Mais le mal est déjà fait. A Westminster, ce scandale expose les lois qui encadrent le lobbying, modifiées justement durant l’ère Cameron. «Il semble qu’il n’y avait pas de barrière du tout», a jugé jeudi Eric Pickles, à la tête de l’organisme qui valide le passage de fonctionnaires dans le privé, à propos de Greensill. L’ancien ministre conservateur, sous Theresa May, a appelé à davantage de transparence. Car ce n’est pas seulement l’ancien Premier ministre Cameron qui serait concerné. Au moins un haut fonctionnaire et un autre conseiller étaient rémunérés par Greensill alors qu’ils travaillaient toujours pour le gouvernement. Enfin, le ministre de la Santé, Matt Hancock, qui a rencontré David Cameron et Lex Greensill en 2019 afin de discuter d’un nouveau mécanisme de paiement pour le National Health Service (NHS), le service de santé publique, est lui aussi concerné par les investigations. C’est pourquoi, dans le cadre d’une enquête plus large, la commission de l’administration publique et des affaires constitutionnelles devrait faire appel aux anciens Premiers ministres et à certains ministres pour déterminer si les textes de lois encadrant le lobbying sont assez restrictifs.

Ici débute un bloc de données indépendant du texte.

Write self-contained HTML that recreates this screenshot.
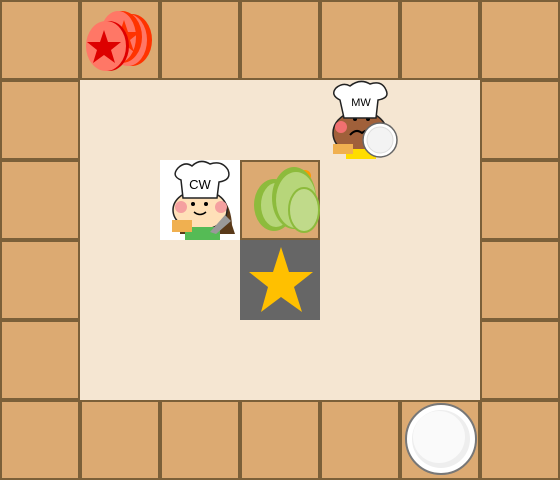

L’affaire a alimenté les accusations de favoritisme, portées par l’opposition. Et à trois semaines des élections locales, les travaillistes ne se privent pas pour attaquer. «Chaque jour qui passe apporte la preuve du comportement immoral de ce gouvernement conservateur», a lancé le 14 avril, le leader du parti, Keir Starmer, à Boris Johnson en pleine séance parlementaire. Pour Anneliese Dodds, députée travailliste, ces messages «soulèvent de très sérieuses questions sur la question de savoir si le ministre de l’Economie a pu enfreindre le code ministériel». Un autre député Labour, Steve Reed, lui estime que «les pratiques douteuses sont bel et bien de retour chez les conservateurs» et que les révélations de Greensill sont «vraiment choquantes». Au gouvernement, on défend toute entrave au code ministériel. «Pour moi, David Cameron a méticuleusement observé les règles qu’il a lui-même mises en place» lorsqu’il était au pouvoir, a rétorqué, dimanche sur Sky News, le ministre de l’Environnement George Eustice.